For fans willing to endure the rough edges, every good match (when it works) is a glimpse of something special. But for those expecting out‑of‑the‑box polish, strong ranked systems, vibrant modes, and large player bases — the wait may continue.
The Road Ahead
The developer’s roadmap promises bots, new seasons, new weapons, maps, anti‑cheat systems, and deeper progression. If they deliver on this, Bodycam could become a standout in the realism‑focused multiplayer niche.

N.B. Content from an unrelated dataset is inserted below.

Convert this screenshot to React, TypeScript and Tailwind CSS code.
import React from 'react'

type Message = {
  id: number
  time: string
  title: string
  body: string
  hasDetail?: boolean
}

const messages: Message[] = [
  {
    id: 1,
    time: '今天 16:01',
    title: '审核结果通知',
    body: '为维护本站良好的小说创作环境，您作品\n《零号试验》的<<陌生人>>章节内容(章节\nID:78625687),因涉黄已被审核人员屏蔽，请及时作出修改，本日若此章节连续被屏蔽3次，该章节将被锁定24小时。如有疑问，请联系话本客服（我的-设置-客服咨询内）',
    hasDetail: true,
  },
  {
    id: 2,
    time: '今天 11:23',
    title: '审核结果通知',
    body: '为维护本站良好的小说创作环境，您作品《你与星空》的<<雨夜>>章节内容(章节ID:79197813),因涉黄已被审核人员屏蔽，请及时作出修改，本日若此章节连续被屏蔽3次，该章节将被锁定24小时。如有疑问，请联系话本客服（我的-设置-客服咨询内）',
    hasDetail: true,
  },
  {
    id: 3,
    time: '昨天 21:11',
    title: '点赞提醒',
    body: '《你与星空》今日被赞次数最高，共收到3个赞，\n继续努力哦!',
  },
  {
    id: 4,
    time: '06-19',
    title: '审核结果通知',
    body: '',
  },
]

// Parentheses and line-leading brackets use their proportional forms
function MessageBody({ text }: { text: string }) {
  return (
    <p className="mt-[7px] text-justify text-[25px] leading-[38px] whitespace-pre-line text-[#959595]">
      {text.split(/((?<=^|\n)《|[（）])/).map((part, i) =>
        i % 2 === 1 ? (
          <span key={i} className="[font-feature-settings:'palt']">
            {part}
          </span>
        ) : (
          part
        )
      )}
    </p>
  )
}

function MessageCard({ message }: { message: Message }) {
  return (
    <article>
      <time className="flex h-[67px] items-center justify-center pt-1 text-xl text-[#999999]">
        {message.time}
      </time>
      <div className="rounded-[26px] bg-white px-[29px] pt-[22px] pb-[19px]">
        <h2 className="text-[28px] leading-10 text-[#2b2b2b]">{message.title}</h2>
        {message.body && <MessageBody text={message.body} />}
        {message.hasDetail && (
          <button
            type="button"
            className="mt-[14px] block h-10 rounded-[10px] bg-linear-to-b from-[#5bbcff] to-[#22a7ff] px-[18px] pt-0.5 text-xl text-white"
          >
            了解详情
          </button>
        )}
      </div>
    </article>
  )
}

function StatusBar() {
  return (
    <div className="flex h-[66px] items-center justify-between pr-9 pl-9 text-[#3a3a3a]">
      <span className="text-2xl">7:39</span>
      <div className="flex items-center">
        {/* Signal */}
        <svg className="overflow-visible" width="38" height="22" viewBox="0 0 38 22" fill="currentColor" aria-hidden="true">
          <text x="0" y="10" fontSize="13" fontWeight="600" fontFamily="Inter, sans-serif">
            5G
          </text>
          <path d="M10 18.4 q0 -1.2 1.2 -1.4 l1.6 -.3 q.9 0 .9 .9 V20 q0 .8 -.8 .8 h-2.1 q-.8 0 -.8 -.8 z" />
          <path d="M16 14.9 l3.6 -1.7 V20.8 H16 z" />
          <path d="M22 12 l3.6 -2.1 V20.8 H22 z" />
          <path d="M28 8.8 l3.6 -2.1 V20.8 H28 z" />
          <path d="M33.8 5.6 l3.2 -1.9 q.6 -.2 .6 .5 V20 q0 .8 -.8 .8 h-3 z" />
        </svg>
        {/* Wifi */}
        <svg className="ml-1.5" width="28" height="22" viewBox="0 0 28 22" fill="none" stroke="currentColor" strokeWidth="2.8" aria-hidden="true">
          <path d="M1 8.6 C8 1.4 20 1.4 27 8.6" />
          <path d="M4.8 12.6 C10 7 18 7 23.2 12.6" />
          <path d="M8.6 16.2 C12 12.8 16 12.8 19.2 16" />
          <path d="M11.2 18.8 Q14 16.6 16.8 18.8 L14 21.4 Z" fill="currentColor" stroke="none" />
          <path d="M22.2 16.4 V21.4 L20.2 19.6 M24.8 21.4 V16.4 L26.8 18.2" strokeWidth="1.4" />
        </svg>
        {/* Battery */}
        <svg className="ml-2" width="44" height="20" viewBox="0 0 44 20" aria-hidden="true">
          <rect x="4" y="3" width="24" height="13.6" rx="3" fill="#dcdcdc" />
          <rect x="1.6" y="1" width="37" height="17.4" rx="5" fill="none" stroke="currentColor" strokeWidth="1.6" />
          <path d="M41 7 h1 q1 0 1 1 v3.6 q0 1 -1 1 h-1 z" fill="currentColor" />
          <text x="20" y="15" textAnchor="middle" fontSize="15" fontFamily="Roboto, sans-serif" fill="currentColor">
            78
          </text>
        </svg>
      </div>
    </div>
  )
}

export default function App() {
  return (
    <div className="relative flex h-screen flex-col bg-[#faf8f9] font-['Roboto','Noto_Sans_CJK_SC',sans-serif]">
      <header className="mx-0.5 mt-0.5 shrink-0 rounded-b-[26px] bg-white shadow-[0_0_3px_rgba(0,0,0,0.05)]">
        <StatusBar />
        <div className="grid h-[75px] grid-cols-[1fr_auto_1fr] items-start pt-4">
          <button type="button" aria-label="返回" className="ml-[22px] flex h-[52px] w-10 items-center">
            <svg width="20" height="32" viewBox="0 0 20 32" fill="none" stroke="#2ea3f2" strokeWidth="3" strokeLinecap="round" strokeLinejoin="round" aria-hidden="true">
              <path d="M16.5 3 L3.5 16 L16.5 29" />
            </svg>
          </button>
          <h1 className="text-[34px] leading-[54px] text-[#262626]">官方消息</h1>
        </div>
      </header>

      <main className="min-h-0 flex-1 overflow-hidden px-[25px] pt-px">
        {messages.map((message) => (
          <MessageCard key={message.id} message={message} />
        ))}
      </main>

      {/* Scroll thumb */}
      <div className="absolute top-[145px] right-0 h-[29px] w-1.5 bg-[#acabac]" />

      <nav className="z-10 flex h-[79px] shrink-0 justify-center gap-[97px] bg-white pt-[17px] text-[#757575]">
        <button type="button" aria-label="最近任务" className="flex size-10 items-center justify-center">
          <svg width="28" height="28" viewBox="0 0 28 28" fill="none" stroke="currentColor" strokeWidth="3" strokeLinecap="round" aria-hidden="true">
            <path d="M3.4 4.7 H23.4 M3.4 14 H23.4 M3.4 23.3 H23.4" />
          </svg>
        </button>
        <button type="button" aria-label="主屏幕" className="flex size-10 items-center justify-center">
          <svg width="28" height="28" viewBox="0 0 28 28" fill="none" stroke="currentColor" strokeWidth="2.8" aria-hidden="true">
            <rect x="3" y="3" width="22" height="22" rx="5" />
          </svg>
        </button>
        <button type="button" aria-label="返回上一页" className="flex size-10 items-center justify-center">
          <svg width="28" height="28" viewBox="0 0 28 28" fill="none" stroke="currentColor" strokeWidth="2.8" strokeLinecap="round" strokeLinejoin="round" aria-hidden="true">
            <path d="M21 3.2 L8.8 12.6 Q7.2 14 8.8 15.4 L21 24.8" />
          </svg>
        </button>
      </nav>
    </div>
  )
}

The developer is young, independent, and ambitious — the game was made by a small team. That context matters: for an indie team using Unreal Engine 5 to chase photorealism, the achievement is noteworthy. But it also means patience is required.
Final Verdict
Bodycam is an intriguing, atmospheric, and highly ambitious multiplayer shooter that tries to redefine immersion in the genre. Its body‑cam perspective, photoreal presentation, and heavy gunplay mechanics offer glimpses of a future where shooters feel alive rather than acted. But in its current Early Access form, it remains unfinished — full of promise but hampered by technical issues, content gaps, and a small player base.
If you’re an enthusiast of tactical realism, want to support independent ambition, or simply crave something different — then Bodycam is worth watching and maybe diving into at a discount. But if you’re looking for a polished, full‑feature multiplayer juggernaut today, you may want to wait until the roadmap delivers.